(WHAT TO PRODUCE): Wherever a line holds the word "components", copy that line out.

(DATA ROWS):
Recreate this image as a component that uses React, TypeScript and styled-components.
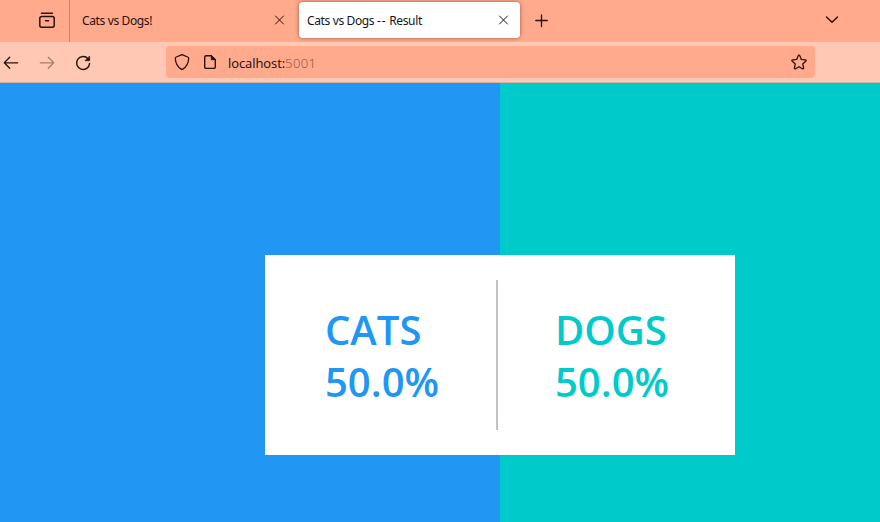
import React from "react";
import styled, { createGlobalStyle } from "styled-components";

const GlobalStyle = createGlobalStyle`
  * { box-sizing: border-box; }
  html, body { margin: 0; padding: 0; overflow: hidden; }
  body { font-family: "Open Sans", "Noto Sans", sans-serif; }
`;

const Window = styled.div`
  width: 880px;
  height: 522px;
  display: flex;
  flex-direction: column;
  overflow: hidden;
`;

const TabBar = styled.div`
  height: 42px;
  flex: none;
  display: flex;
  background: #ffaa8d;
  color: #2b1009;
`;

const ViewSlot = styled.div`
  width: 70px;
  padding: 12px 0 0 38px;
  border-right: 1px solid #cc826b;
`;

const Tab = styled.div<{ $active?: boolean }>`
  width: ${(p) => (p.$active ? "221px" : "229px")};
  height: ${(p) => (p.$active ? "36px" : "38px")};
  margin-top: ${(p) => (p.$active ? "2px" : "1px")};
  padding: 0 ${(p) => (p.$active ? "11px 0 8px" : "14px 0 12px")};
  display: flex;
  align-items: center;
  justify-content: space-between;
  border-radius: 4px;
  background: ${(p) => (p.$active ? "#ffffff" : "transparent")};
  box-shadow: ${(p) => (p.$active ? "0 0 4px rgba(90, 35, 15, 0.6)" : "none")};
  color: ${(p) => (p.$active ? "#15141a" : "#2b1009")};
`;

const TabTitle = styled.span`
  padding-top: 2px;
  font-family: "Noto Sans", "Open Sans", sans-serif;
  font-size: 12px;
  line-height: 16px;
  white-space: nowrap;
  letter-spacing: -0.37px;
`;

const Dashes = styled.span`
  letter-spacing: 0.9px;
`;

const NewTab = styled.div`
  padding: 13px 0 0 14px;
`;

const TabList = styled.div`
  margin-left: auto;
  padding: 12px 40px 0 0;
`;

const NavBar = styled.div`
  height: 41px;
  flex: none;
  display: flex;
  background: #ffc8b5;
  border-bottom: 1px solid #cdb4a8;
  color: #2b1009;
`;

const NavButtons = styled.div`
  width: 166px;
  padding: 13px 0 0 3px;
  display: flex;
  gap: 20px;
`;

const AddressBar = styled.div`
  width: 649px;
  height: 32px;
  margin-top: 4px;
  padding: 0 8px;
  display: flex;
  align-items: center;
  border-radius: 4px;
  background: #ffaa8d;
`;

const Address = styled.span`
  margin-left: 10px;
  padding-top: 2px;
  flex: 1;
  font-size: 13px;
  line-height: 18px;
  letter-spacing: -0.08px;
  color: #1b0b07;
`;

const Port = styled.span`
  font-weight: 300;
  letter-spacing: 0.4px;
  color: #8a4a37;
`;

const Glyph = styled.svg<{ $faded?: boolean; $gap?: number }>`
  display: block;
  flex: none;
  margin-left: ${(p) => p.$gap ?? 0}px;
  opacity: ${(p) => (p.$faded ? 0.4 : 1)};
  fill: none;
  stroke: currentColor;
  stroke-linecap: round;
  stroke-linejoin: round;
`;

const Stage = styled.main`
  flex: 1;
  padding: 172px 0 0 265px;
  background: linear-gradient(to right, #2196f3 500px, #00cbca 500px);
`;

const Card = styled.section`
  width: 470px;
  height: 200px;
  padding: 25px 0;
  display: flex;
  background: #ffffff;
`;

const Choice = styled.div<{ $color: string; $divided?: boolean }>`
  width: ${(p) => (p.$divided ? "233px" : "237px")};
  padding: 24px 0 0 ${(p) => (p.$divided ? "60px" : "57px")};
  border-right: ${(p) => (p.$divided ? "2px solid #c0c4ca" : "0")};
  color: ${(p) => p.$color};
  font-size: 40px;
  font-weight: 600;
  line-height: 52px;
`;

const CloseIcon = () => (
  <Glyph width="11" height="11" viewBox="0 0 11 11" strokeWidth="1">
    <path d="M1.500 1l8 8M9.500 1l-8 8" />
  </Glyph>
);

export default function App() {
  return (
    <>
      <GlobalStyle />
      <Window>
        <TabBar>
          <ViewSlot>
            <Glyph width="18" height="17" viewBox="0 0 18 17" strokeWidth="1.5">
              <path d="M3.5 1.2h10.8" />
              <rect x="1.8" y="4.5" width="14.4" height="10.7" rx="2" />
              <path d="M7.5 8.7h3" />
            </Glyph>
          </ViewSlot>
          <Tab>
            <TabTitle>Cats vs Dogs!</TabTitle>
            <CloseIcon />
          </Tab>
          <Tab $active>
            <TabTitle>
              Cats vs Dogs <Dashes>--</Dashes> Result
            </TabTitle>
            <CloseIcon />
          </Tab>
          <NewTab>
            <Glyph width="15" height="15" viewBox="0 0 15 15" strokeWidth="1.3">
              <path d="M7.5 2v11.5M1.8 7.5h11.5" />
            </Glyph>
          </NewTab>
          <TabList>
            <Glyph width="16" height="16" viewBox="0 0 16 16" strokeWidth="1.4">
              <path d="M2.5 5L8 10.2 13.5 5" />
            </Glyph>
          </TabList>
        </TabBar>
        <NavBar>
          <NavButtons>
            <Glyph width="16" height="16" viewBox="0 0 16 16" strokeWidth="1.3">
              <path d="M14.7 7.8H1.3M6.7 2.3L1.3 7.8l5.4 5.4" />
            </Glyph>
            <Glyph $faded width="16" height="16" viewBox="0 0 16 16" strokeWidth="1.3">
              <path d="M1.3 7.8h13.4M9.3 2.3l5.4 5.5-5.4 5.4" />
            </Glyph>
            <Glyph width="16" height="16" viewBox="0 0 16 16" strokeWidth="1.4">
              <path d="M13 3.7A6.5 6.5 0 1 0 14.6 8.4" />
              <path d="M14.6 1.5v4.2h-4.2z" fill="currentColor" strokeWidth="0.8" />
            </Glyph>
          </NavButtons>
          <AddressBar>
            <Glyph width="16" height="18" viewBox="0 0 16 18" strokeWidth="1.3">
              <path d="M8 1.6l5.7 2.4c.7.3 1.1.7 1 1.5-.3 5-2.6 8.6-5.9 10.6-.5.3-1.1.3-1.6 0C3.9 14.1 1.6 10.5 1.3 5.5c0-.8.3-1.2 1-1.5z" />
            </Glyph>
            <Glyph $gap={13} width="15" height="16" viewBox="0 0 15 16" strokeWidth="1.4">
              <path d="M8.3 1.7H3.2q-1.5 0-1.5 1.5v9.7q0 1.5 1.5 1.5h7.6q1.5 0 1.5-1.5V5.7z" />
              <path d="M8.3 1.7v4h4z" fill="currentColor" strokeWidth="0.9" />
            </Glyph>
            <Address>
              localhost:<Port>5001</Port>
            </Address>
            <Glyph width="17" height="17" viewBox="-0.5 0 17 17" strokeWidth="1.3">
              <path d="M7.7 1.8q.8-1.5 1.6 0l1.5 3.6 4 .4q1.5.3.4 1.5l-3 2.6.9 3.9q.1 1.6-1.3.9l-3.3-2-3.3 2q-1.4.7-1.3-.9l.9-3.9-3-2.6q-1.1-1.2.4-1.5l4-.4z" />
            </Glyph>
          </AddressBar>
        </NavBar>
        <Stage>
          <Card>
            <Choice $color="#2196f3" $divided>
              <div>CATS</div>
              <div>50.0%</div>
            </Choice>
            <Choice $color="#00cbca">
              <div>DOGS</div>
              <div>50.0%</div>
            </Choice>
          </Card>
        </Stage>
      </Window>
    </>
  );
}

...

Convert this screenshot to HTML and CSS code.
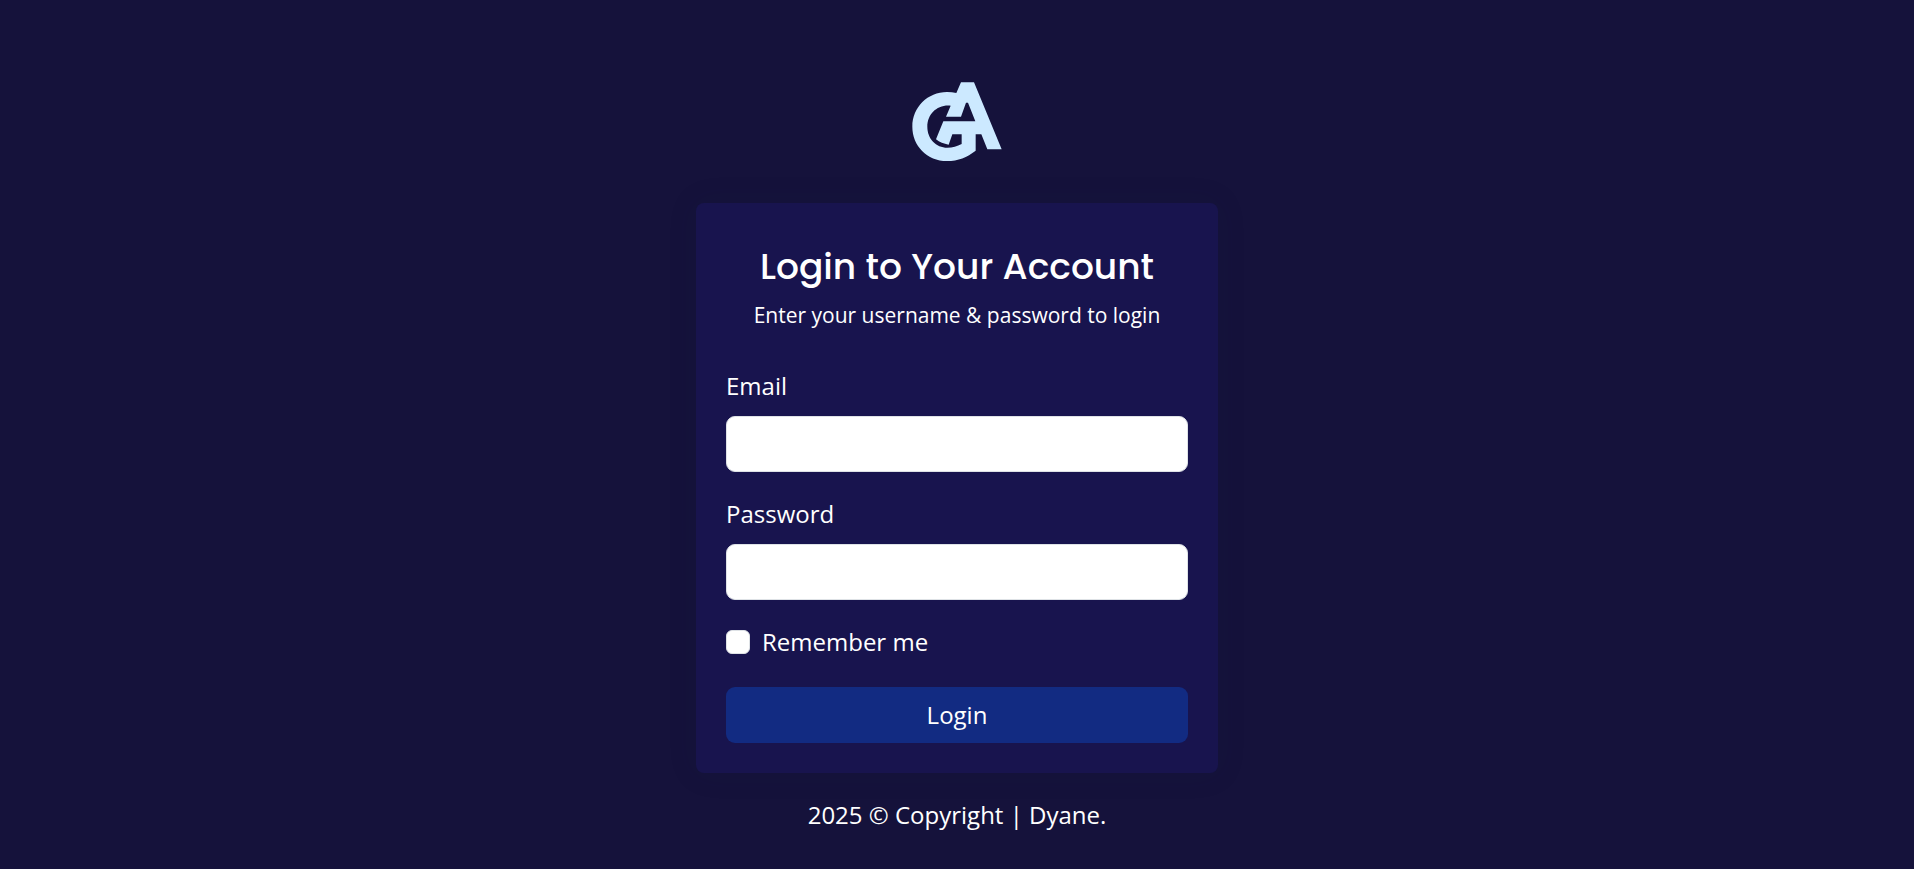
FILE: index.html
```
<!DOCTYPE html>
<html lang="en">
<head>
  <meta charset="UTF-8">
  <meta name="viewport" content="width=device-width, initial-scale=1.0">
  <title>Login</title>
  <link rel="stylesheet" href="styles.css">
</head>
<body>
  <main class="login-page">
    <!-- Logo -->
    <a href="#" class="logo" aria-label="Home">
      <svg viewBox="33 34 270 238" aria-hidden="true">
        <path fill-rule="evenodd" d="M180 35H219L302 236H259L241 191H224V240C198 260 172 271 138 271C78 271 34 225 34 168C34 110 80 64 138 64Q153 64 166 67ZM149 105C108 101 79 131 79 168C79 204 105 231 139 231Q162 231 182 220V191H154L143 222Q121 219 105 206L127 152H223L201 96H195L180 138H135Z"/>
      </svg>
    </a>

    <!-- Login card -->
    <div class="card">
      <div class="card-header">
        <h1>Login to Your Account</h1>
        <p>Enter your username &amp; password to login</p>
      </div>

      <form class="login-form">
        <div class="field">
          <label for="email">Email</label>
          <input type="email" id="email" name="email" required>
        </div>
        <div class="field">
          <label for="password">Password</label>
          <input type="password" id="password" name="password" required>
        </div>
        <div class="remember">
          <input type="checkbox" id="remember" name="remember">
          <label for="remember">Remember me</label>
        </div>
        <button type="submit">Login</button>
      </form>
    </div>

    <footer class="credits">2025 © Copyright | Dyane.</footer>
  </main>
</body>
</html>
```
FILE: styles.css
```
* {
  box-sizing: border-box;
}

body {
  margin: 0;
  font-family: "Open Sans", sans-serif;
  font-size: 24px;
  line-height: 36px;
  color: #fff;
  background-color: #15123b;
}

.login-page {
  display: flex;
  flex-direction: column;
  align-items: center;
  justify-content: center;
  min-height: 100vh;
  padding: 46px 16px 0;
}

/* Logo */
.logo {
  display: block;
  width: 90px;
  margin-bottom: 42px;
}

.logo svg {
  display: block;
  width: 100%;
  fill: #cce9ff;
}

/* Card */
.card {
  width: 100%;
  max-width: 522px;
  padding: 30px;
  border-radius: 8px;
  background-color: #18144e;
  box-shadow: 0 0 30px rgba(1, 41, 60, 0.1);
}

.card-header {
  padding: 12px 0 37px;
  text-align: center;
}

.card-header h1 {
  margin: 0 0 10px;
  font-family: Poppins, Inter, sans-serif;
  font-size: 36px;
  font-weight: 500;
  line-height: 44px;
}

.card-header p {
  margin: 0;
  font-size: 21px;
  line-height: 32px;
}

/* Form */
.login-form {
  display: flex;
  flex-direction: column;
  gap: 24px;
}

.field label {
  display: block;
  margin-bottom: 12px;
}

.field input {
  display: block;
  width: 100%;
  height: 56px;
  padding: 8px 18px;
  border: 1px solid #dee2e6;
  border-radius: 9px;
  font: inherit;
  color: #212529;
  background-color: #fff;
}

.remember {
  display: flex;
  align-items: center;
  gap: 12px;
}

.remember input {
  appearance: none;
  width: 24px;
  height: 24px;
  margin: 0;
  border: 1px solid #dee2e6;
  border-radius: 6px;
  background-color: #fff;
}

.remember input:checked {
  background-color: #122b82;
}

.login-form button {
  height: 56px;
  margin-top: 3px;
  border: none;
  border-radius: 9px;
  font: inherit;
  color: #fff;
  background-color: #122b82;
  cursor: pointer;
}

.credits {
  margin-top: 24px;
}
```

(ANSWER IN FULL):
Recreate this image as a component that uses React, TypeScript and styled-components.
import styled, { createGlobalStyle } from "styled-components";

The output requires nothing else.